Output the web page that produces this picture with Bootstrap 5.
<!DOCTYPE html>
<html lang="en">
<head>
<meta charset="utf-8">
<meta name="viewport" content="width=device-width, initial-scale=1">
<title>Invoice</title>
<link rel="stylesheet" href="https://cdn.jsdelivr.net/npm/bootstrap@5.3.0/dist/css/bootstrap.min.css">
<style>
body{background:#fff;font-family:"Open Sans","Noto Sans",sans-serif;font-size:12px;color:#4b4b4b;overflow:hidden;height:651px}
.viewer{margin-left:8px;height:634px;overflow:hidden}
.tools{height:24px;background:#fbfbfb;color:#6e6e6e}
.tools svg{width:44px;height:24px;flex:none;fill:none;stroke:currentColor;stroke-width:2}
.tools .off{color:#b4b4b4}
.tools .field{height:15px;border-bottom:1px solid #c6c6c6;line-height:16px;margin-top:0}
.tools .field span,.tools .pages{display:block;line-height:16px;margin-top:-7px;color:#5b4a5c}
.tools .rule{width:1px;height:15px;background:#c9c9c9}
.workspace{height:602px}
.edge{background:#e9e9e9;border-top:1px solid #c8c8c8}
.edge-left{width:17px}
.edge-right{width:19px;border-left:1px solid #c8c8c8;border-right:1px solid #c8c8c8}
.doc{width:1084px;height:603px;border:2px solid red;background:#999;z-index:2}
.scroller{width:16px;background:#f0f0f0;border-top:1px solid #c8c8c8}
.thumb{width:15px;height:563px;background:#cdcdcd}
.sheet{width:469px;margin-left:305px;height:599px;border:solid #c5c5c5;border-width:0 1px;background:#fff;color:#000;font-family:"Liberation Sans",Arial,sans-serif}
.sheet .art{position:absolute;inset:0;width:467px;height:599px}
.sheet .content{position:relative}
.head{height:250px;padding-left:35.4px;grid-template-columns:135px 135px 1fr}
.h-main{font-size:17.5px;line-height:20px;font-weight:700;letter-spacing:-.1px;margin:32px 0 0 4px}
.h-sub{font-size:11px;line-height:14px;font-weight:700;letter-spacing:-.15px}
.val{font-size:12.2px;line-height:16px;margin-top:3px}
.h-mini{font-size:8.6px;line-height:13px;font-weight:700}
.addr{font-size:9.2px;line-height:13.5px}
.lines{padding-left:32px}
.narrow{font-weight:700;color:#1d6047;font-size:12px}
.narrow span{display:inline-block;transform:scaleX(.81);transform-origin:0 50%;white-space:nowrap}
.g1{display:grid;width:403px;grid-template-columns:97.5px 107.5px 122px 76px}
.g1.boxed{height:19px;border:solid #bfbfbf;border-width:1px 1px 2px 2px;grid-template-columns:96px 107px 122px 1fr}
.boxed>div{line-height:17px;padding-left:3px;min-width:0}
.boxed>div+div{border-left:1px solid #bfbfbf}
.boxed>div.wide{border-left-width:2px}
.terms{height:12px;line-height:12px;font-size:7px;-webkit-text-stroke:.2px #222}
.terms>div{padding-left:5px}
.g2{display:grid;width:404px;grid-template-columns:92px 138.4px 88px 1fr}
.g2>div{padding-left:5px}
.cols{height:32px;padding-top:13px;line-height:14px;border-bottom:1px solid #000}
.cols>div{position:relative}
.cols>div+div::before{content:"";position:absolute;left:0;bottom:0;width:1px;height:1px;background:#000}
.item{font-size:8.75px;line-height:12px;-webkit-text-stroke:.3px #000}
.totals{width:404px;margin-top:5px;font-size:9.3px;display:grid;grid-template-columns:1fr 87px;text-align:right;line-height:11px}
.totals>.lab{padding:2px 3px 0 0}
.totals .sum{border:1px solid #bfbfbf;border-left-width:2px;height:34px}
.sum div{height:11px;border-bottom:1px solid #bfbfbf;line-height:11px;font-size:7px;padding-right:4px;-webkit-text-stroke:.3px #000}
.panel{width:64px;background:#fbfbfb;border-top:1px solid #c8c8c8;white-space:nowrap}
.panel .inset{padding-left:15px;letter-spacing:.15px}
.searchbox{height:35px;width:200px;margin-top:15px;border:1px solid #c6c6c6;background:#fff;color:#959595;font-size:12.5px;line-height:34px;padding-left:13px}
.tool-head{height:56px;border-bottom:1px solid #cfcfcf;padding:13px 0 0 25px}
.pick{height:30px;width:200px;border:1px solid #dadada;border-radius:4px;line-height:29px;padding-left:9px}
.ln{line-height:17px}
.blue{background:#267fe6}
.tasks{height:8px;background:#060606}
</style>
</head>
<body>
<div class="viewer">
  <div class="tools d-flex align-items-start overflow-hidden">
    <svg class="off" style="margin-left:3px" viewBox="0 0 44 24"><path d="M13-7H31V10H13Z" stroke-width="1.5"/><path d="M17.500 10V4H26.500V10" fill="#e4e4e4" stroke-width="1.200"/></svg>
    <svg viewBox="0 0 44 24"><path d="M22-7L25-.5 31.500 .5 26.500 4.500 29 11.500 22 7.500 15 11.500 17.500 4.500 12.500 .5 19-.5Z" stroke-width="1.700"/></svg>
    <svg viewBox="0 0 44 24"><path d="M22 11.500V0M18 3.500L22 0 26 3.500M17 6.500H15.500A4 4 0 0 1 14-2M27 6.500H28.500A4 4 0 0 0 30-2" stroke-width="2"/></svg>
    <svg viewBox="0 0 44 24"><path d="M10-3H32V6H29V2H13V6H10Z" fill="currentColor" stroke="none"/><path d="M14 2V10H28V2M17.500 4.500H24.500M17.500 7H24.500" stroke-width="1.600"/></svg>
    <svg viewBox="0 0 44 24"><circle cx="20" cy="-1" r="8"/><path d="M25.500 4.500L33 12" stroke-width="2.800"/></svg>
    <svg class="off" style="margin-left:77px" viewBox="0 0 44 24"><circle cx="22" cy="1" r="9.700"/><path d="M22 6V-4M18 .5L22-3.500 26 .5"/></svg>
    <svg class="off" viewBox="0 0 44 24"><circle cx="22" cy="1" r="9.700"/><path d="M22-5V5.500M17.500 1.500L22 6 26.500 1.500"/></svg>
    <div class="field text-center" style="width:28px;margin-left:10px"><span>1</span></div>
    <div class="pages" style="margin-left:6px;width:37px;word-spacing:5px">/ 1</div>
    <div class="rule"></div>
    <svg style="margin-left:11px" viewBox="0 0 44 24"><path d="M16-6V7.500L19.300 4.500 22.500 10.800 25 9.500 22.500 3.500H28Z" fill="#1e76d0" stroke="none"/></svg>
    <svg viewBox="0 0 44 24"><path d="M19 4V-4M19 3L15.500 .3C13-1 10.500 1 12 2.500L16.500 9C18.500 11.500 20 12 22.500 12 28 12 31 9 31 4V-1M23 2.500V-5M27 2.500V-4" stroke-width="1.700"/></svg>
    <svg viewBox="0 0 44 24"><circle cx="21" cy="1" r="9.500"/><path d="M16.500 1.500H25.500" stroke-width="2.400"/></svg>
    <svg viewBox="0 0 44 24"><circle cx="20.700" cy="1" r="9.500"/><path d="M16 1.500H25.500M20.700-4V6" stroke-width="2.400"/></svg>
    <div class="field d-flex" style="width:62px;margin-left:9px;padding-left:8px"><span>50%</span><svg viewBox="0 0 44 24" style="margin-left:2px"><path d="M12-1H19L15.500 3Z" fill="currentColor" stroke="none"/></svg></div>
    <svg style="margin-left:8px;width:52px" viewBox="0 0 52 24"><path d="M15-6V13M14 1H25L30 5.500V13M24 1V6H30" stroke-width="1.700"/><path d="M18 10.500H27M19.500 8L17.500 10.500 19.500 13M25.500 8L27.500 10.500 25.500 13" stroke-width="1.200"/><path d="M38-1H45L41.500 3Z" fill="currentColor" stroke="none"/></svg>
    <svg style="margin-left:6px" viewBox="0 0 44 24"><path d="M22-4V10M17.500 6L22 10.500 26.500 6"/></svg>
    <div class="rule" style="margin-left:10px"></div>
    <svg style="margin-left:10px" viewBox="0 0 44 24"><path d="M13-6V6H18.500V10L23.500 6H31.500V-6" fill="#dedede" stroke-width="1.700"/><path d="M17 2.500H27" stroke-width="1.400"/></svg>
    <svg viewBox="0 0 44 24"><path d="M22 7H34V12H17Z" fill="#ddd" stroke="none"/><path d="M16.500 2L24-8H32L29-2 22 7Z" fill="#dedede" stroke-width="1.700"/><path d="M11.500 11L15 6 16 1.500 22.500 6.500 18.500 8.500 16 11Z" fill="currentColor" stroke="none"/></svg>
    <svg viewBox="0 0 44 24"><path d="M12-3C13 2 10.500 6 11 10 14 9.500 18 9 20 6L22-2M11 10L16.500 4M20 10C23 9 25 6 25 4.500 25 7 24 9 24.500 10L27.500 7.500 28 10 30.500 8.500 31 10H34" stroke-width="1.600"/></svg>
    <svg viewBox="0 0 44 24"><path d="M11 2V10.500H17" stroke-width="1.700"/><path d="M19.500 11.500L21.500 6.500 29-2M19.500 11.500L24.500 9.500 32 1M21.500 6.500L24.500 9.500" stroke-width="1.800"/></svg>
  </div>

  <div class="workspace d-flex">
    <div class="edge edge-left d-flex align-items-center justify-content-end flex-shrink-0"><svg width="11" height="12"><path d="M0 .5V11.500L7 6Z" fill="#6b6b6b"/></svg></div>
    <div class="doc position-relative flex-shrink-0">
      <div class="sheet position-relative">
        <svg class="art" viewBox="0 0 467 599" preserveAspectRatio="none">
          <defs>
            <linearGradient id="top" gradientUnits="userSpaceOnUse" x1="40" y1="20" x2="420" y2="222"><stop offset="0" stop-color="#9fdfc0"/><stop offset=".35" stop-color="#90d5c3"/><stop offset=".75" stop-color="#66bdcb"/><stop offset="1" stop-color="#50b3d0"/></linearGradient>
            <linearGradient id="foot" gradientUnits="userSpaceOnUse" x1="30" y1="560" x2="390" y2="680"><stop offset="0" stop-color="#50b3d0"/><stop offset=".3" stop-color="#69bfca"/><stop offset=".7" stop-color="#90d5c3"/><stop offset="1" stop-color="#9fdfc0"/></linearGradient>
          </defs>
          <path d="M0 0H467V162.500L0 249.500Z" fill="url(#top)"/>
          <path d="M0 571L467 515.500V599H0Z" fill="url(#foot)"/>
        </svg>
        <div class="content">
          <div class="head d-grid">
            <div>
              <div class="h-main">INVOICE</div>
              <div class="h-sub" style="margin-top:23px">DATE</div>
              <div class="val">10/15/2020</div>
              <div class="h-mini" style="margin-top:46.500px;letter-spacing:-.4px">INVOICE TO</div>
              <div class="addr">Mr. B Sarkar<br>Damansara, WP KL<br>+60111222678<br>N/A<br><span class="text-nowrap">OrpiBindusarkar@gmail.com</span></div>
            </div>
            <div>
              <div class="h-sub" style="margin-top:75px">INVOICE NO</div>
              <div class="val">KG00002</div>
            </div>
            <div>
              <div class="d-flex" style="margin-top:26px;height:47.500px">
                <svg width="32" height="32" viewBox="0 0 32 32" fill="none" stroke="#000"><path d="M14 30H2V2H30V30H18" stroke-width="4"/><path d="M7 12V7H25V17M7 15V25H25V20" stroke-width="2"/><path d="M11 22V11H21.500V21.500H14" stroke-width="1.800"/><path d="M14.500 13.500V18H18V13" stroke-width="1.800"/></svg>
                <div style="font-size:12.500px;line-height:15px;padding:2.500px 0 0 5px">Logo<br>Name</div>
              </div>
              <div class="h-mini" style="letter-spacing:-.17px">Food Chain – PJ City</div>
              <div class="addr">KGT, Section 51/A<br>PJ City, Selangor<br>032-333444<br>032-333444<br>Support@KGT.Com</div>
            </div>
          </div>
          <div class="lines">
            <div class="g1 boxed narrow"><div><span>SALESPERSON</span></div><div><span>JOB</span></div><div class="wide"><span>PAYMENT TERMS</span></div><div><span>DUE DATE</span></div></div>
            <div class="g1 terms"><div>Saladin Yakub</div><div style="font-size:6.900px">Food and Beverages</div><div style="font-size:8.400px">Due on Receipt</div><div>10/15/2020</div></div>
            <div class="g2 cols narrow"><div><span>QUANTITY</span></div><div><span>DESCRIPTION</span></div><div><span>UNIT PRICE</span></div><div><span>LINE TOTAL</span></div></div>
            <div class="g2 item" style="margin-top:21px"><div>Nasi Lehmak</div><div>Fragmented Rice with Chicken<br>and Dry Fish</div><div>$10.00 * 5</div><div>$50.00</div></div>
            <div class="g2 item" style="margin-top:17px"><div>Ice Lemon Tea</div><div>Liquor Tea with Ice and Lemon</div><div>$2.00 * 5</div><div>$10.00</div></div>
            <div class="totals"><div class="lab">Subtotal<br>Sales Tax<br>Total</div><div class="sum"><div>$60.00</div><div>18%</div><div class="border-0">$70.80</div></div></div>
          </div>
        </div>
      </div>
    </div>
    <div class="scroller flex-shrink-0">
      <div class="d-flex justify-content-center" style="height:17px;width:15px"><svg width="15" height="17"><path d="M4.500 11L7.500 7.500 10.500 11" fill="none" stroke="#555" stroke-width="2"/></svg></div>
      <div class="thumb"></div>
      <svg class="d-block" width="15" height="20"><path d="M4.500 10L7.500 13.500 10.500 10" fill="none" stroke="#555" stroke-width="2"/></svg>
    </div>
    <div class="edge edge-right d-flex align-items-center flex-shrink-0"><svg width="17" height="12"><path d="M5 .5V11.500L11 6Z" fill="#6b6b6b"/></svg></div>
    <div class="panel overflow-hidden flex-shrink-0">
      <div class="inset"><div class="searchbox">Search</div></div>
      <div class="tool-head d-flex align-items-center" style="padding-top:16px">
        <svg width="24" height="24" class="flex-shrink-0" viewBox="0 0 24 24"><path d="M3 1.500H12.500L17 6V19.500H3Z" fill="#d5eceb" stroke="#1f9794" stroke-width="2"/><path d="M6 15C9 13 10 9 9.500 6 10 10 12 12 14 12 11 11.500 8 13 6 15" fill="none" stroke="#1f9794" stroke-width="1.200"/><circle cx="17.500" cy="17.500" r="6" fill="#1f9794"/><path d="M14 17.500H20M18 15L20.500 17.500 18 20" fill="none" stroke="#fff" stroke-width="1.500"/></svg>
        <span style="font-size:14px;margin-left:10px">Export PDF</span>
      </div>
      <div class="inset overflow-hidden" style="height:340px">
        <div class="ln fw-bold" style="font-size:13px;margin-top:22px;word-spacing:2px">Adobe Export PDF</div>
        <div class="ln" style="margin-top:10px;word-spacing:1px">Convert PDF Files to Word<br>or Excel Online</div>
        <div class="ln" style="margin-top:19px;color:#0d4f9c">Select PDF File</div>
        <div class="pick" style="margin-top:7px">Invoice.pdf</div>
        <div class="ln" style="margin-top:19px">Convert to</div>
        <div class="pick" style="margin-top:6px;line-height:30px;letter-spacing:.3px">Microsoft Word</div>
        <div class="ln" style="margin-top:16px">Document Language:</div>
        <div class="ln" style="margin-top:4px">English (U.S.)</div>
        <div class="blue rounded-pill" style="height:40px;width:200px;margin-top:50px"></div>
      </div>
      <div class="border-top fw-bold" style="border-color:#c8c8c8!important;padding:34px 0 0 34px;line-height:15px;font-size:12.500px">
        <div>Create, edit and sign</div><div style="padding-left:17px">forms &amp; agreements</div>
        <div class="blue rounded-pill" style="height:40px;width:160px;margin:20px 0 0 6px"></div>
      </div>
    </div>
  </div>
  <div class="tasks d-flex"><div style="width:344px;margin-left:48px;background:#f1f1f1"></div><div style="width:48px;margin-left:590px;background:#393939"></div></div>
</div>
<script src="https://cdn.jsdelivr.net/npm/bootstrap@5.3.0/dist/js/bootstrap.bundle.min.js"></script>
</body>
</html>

#### Stated task:
Locate the lines above that contain "with" and copy them.

#### Reply:
Output the web page that produces this picture with Bootstrap 5.
            <div class="g2 item" style="margin-top:21px"><div>Nasi Lehmak</div><div>Fragmented Rice with Chicken<br>and Dry Fish</div><div>$10.00 * 5</div><div>$50.00</div></div>
            <div class="g2 item" style="margin-top:17px"><div>Ice Lemon Tea</div><div>Liquor Tea with Ice and Lemon</div><div>$2.00 * 5</div><div>$10.00</div></div>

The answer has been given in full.